Juneau's federal court office keeps closing, with no end in sight
Alaska's capital has a federal court counter. Staffing it is apparently optional — closed again this month, with no word on when it reopens.
Alaska's capital has a federal courthouse. Lately, keeping its public counter open has been the hard part.
The U.S. District Court for the District of Alaska shut its Juneau Clerk's Office to in-person service on June 12 and again on June 15, citing staffing shortages. "The Juneau Clerks Office will be closed June 12, 2026, and June 15, 2026, due to staffing shortages," the court posted on its website. Filers and anyone with a question were pointed to the court's Anchorage or Fairbanks offices instead, by mail or phone.
In a state where Juneau reaches the rest of Alaska only by air or water, that "instead" carries weight. For much of Southeast Alaska, a trip to the federal counter in Anchorage or Fairbanks isn't a drive — it's a flight, or a phone call.
And the two June dates aren't really the story; the pattern behind them is. The Juneau office also went dark across May 22 to 26, and for a single day in April. A day in spring, then a longer stretch, now two more in June — and the court has given no date for when Juneau returns to full staffing.

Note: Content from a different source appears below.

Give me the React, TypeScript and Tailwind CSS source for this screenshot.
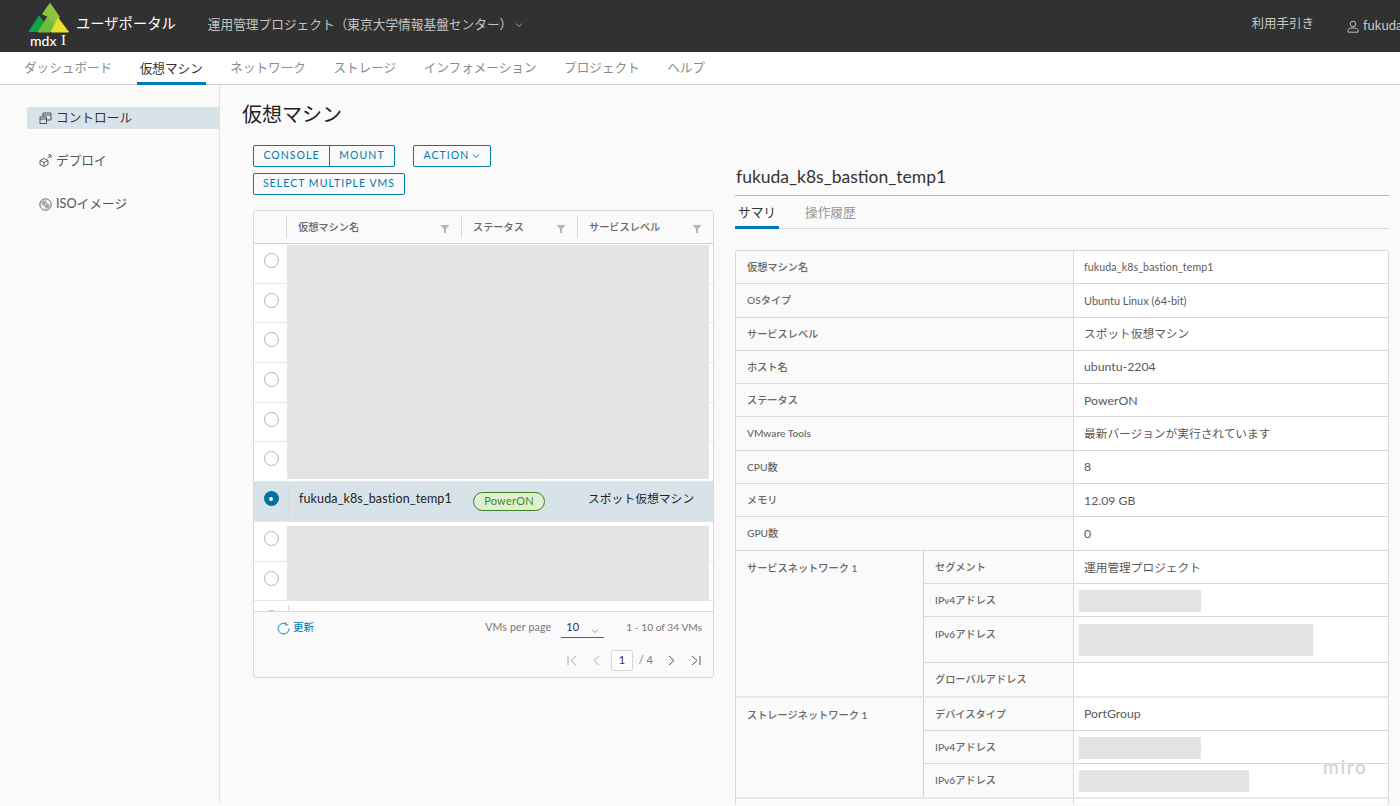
const font = "font-['Lato','Noto_Sans_CJK_JP',sans-serif]";

function Logo() {
  return (
    <svg width="42" height="30" viewBox="0 0 42 30" className="block" strokeLinejoin="round">
      <polygon points="1,28.5 11,13 17,21 11,28.5" fill="#12a04a" stroke="#12a04a" strokeWidth="1" />
      <polygon points="10,29 20,13 27,21 22,29" fill="#6fbb3a" stroke="#6fbb3a" strokeWidth="1" />
      <polygon points="15,11 22,1 31,14 27,21 20,13" fill="#8cc63f" stroke="#8cc63f" strokeWidth="1.5" />
      <polygon points="23,29 30,15 40.5,29" fill="#e8e030" stroke="#e8e030" strokeWidth="1" />
    </svg>
  );
}

function Chevron({ className = "" }: { className?: string }) {
  return (
    <svg width="8" height="6" viewBox="0 0 8 6" className={className} fill="none" stroke="currentColor" strokeWidth="1">
      <path d="M1 1.5 L4 4.5 L7 1.5" />
    </svg>
  );
}

function Filter() {
  return (
    <svg width="10" height="10" viewBox="0 0 10 10" className="shrink-0">
      <path d="M0.5 1 H9.5 L6 5 V9.5 L4 8.5 V5 Z" fill="#b5b5b5" />
    </svg>
  );
}

function Radio({ on = false }: { on?: boolean }) {
  return on ? (
    <span className="flex h-[15px] w-[15px] items-center justify-center rounded-full bg-[#0072a3]">
      <span className="h-[4px] w-[4px] rounded-full bg-white" />
    </span>
  ) : (
    <span className="block h-[15px] w-[15px] rounded-full border border-[#b3b3b3] bg-white" />
  );
}

function Btn({ children, className = "" }: { children: React.ReactNode; className?: string }) {
  return (
    <span className={`flex h-[22px] items-center justify-center border border-[#0079ad] text-[10.5px] font-normal tracking-[0.1em] text-[#0079ad] ${className}`}>
      {children}
    </span>
  );
}

function Row({ label, children, v = "text-[11.7px]" }: { label: string; children?: React.ReactNode; v?: string }) {
  return (
    <div className="flex h-[33.3px] border-b border-[#d8d8d8]">
      <div className="flex w-[338px] shrink-0 items-center border-r border-[#d8d8d8] bg-[#fafafa] pl-[11px] pt-px text-[10.2px] font-medium text-[#666]">{label}</div>
      <div className={`flex flex-1 items-center bg-white pl-[10px] pt-px text-[#5a5a5a] ${v}`}>{children}</div>
    </div>
  );
}

function Sub({ label, children, h = "h-[33.3px]", top = false }: { label: string; children?: React.ReactNode; h?: string; top?: boolean }) {
  return (
    <div className={`flex ${h} border-b border-[#d8d8d8]`}>
      <div className={`flex w-[150px] shrink-0 border-r border-[#d8d8d8] bg-[#fafafa] pl-[11px] text-[10.2px] font-medium text-[#666] ${top ? "items-start pt-[10px]" : "items-center pt-px"}`}>{label}</div>
      <div className="flex flex-1 items-center bg-white pl-[10px] pt-px text-[11.7px] text-[#5a5a5a]">{children}</div>
    </div>
  );
}

function Blank({ w, h = "h-[22px]" }: { w: string; h?: string }) {
  return <div className={`-ml-[5px] bg-[#e4e4e4] ${w} ${h}`} />;
}

function VmRow({ sel = false }: { sel?: boolean }) {
  return (
    <div className={`flex h-[39.7px] shrink-0 border-b border-[#e8e8e8] ${sel ? "bg-[#d8e3e9]" : "bg-white"}`}>
      <div className="flex w-[34px] shrink-0 justify-center pt-[9px]">
        <Radio on={sel} />
      </div>
      <div className="my-[4px] w-px bg-[#d8d8d8]" />
      {sel && (
        <div className="flex flex-1 text-[#222]">
          <div className="w-[184px] shrink-0 pl-[10px] pt-[8px] text-[12.5px] leading-[18px] tracking-[0.01em]">fukuda_k8s_bastion_temp1</div>
          <div className="w-[104px] shrink-0 pt-[10px]">
            <span className="flex h-[19px] w-[72px] items-center justify-center rounded-full border border-[#3f7f1e] bg-[#dff0d0] text-[11px] tracking-[0.02em] text-[#3f8a1f]">PowerON</span>
          </div>
          <div className="whitespace-nowrap pl-[11px] pt-[8px] text-[11.8px] leading-[18px]">スポット仮想マシン</div>
        </div>
      )}
    </div>
  );
}

function Th({ w, children }: { w: string; children: React.ReactNode }) {
  return (
    <div className={`flex ${w} shrink-0 items-center`}>
      <div className="h-[22px] w-px bg-[#d8d8d8]" />
      <div className="flex flex-1 items-center justify-between pl-[11px] pr-[11px] pt-px text-[10.2px] font-medium text-[#666]">
        <span>{children}</span>
        <span className="mt-[3px]"><Filter /></span>
      </div>
    </div>
  );
}

export default function App() {
  const nav = ["ダッシュボード", "仮想マシン", "ネットワーク", "ストレージ", "インフォメーション", "プロジェクト", "ヘルプ"];
  return (
    <div className={`relative flex h-[806px] w-[1400px] flex-col overflow-hidden bg-[#fafafa] ${font}`}>
      <header className="flex h-[52px] shrink-0 items-center bg-[#313131] pl-[28px] text-[#d0d0d0]">
        <div className="relative h-[52px] w-[48px] shrink-0">
          <div className="absolute left-0 top-[3px]"><Logo /></div>
          <span className="absolute left-[2px] top-[32px] text-[14px] font-medium leading-[17px] text-white">mdx</span>
          <span className="absolute left-[33px] top-[32px] font-['Liberation_Serif',serif] text-[15px] leading-[17px] text-white">I</span>
        </div>
        <span className="-mt-[4px] text-[14.3px] text-white">ユーザポータル</span>
        <span className="-mt-[2px] ml-[32px] text-[12.7px] text-[#c4c4c4]">運用管理プロジェクト（東京大学情報基盤センター）</span>
        <Chevron className="-mt-[2px] ml-[3px] text-[#a0a0a0]" />
        <span className="-mt-[3px] ml-auto text-[12.5px] text-[#c8c8c8]">利用手引き</span>
        <span className="ml-[33px] flex w-[53px] shrink-0 items-center gap-[4px] overflow-hidden whitespace-nowrap text-[13px] text-[#c8c8c8]">
          <svg width="12" height="13" viewBox="0 0 12 13" fill="none" stroke="currentColor" strokeWidth="0.9" className="shrink-0">
            <circle cx="6" cy="4" r="2.8" />
            <path d="M1 12.2 V10.2 C1 8.8 3 8 6 8 C9 8 11 8.8 11 10.2 V12.2 Z" />
          </svg>
          fukuda
        </span>
      </header>

      <nav className="flex h-[33px] shrink-0 items-stretch gap-[27.6px] border-b border-[#d0d0d0] bg-white pl-[24px] text-[12.6px] text-[#8c8c8c]">
        {nav.map((n, i) =>
          i === 1 ? (
            <span key={n} className="-mx-[3px] -mb-px flex items-center border-b-[3px] border-[#0079b8] px-[3px] pt-[4px] text-[#333]">{n}</span>
          ) : (
            <span key={n} className="flex items-center pt-px">{n}</span>
          )
        )}
      </nav>

      <div className="flex min-h-0 flex-1">
        <aside className="mb-[4px] w-[220px] shrink-0 border-r border-[#e0e0e0] pl-[27px] pt-[22px] text-[12.7px] text-[#555]">
          <div className="flex h-[22px] items-center gap-[4px] rounded-l-[2px] bg-[#d8e3e9] pb-px pl-[12px] text-[#333]">
            <svg width="13" height="13" viewBox="0 0 13 13" fill="none" stroke="#444" strokeWidth="0.9">
              <rect x="1" y="6" width="6.5" height="6.5" />
              <path d="M4 6 V2 H12 V9 H7.5" />
              <path d="M4 4 H12" />
              <path d="M1 8 H7.5" />
            </svg>
            コントロール
          </div>
          <div className="mt-[21px] flex h-[22px] items-center gap-[4px] pb-px pl-[12px]">
            <svg width="13" height="13" viewBox="0 0 13 13" fill="none" stroke="#555" strokeWidth="0.9">
              <path d="M5 4.5 L9 6.5 V10.5 L5 12.5 L1 10.5 V6.5 Z" />
              <path d="M1 6.5 L5 8.5 L9 6.5 M5 8.5 V12.5" />
              <path d="M8.5 4.5 L12 1 M9 1 H12 V4" />
            </svg>
            デプロイ
          </div>
          <div className="mt-[21px] flex h-[22px] items-center gap-[4px] pl-[12px]">
            <svg width="13" height="13" viewBox="0 0 13 13" fill="none" stroke="#555" strokeWidth="0.9">
              <circle cx="6.5" cy="6.5" r="5.7" />
              <circle cx="6.5" cy="6.5" r="1.6" />
              <path d="M2.5 5 L5 2.5 M2.5 7 L7 2.5 M6 10.5 L10.5 6 M8 10.5 L10.5 8" />
            </svg>
            ISOイメージ
          </div>
        </aside>

        <main className="min-w-0 flex-1 pl-[22px]">
          <h1 className="mt-[15px] h-[28px] text-[20px] font-normal leading-[28px] text-[#222]">仮想マシン</h1>
          <div className="flex">
            <div className="ml-[11px] w-[461px] shrink-0">
              <div className="mt-[17px] flex">
                <Btn className="w-[77px] rounded-l-[2px]">CONSOLE</Btn>
                <Btn className="-ml-px w-[66px] rounded-r-[2px]">MOUNT</Btn>
                <Btn className="ml-[18px] w-[78px] gap-[3px] rounded-[2px]">ACTION<Chevron /></Btn>
              </div>
              <Btn className="mt-[6px] w-[152px] rounded-[2px]">SELECT MULTIPLE VMS</Btn>

              <div className="mt-[15px] h-[468px] overflow-hidden rounded-[3px] border border-[#d8d8d8] bg-[#fafafa]">
                <div className="flex h-[33px] border-b border-[#d0d0d0] bg-[#fafafa]">
                  <div className="w-[32px] shrink-0" />
                  <Th w="w-[175px]">仮想マシン名</Th>
                  <Th w="w-[116px]">ステータス</Th>
                  <Th w="w-[136px]">サービスレベル</Th>
                </div>
                <div className="relative h-[368px] overflow-hidden border-b border-[#d8d8d8]">
                  <div className="flex flex-col">
                    {[0, 1, 2, 3, 4, 5, 6, 7, 8, 9].map((i) => (
                      <VmRow key={i} sel={i === 6} />
                    ))}
                  </div>
                  <div className="absolute left-[33px] top-[1px] h-[234px] w-[422px] bg-[#e4e4e4]" />
                  <div className="absolute left-[33px] top-[282px] h-[75px] w-[422px] bg-[#e4e4e4]" />
                </div>
                <div className="flex h-[32px] items-center pl-[23px] pr-[11px] text-[10.5px]">
                  <svg width="13" height="13" viewBox="0 0 13 13" fill="none" stroke="#0079ad" strokeWidth="0.9">
                    <path d="M8.6 1.6 A5.4 5.4 0 1 0 12 6.5" />
                    <path d="M8.6 0.2 V3 H11.4" />
                  </svg>
                  <span className="ml-[3px] text-[#0079ad]">更新</span>
                  <span className="ml-auto tracking-[0.02em] text-[#777]">VMs per page</span>
                  <span className="relative ml-[10px] flex h-[20px] w-[43px] items-center border-b border-[#0079b8] pl-[5px] text-[11px] text-[#333]">
                    10
                    <Chevron className="absolute right-[5px] top-[10px] text-[#999]" />
                  </span>
                  <span className="ml-[22px] text-[10.2px] text-[#777]">1 - 10 of 34 VMs</span>
                </div>
                <div className="flex h-[33px] items-center justify-end pr-[12px] text-[11px] text-[#777]">
                  <svg width="11" height="11" viewBox="0 0 11 11" fill="none" stroke="#aaa" strokeWidth="1"><path d="M1 1 V10 M9 1 L4 5.5 L9 10" /></svg>
                  <svg width="11" height="11" viewBox="0 0 11 11" fill="none" stroke="#aaa" strokeWidth="1" className="ml-[13px]"><path d="M8 1 L3 5.5 L8 10" /></svg>
                  <span className="ml-[9px] flex h-[21px] w-[22px] items-center justify-center rounded-[2px] border border-[#d8d8d8] bg-white text-[#333]">1</span>
                  <span className="ml-[6px] whitespace-pre">/ 4</span>
                  <svg width="11" height="11" viewBox="0 0 11 11" fill="none" stroke="#555" strokeWidth="1" className="ml-[13px]"><path d="M3 1 L8 5.5 L3 10" /></svg>
                  <svg width="11" height="11" viewBox="0 0 11 11" fill="none" stroke="#555" strokeWidth="1" className="ml-[13px]"><path d="M2 1 L7 5.5 L2 10 M10 1 V10" /></svg>
                </div>
              </div>
            </div>

            <div className="ml-[21px] w-[654px] shrink-0">
              <div className="mt-[36px] h-[32px] border-b border-[#b8b8b8] pl-px text-[17.5px] leading-[26px] text-[#333]">fukuda_k8s_bastion_temp1</div>
              <div className="flex h-[33px] items-stretch gap-[26px] border-b border-[#d8d8d8] text-[12.7px]">
                <span className="-mb-px flex w-[44px] items-center justify-center border-b-[3px] border-[#0079b8] pt-[4px] text-[#333]">サマリ</span>
                <span className="flex items-center pt-px text-[#999]">操作履歴</span>
              </div>
              <div className="mt-[21px] overflow-hidden rounded-t-[3px] border border-b-0 border-[#d8d8d8]">
                <Row label="仮想マシン名" v="text-[10.6px] tracking-[0.01em]">fukuda_k8s_bastion_temp1</Row>
                <Row label="OSタイプ" v="text-[10.9px]">Ubuntu Linux (64-bit)</Row>
                <Row label="サービスレベル">スポット仮想マシン</Row>
                <Row label="ホスト名" v="text-[12.3px]">ubuntu-2204</Row>
                <Row label="ステータス" v="text-[12.3px]">PowerON</Row>
                <Row label="VMware Tools">最新バージョンが実行されています</Row>
                <Row label="CPU数" v="text-[12.3px]">8</Row>
                <Row label="メモリ" v="text-[12.3px]">12.09 GB</Row>
                <Row label="GPU数" v="text-[12.3px]">0</Row>
                <div className="flex border-b-2 border-[#e8e8e8]">
                  <div className="w-[188px] shrink-0 border-r border-[#d0d0d0] bg-[#fafafa] pl-[11px] pt-[10px] text-[10.2px] font-medium text-[#666]">サービスネットワーク 1</div>
                  <div className="flex-1">
                    <Sub label="セグメント">運用管理プロジェクト</Sub>
                    <Sub label="IPv4アドレス"><Blank w="w-[122px]" /></Sub>
                    <Sub label="IPv6アドレス" h="h-[46px]" top><Blank w="w-[234px]" h="h-[32px]" /></Sub>
                    <div className="flex h-[32.5px]">
                      <div className="flex w-[150px] shrink-0 items-center border-r border-[#d8d8d8] bg-[#fafafa] pl-[11px] pt-px text-[10.2px] font-medium text-[#666]">グローバルアドレス</div>
                      <div className="flex-1 bg-white" />
                    </div>
                  </div>
                </div>
                <div className="flex border-b-2 border-[#e8e8e8]">
                  <div className="w-[188px] shrink-0 border-r border-[#d0d0d0] bg-[#fafafa] pl-[11px] pt-[10px] text-[10.2px] font-medium text-[#666]">ストレージネットワーク 1</div>
                  <div className="flex-1">
                    <Sub label="デバイスタイプ"><span className="text-[12.3px]">PortGroup</span></Sub>
                    <Sub label="IPv4アドレス"><Blank w="w-[122px]" /></Sub>
                    <div className="flex h-[32.5px]">
                      <div className="flex w-[150px] shrink-0 items-center border-r border-[#d8d8d8] bg-[#fafafa] pl-[11px] pt-px text-[10.2px] font-medium text-[#666]">IPv6アドレス</div>
                      <div className="flex flex-1 items-center bg-white pl-[10px]"><Blank w="w-[170px]" /></div>
                    </div>
                  </div>
                </div>
                <div className="flex h-[5px]">
                  <div className="w-[338px] shrink-0 border-r border-[#d8d8d8] bg-[#fafafa]" />
                  <div className="flex-1 bg-white" />
                </div>
              </div>
            </div>
          </div>
        </main>
      </div>
      <span className="pointer-events-none absolute left-[1323px] top-[753px] text-[19px] font-medium tracking-[0.09em] text-[#cfcfdc]">miro</span>
    </div>
  );
}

What's behind it isn't spelled out in the notice. But the federal judiciary has been shedding people nationally: in a budget request to Congress posted earlier this year, the Administrative Office of the U.S. Courts reported "critical staffing shortfalls" after 92 employees accepted voluntary separation buyouts as of January 2026. Whether Juneau's repeated closures trace to that national squeeze or to a more local gap, the court hasn't said.
The practical reality is simpler than the cause. The federal court counter in Alaska's capital is open less and less — and no one has said when that changes.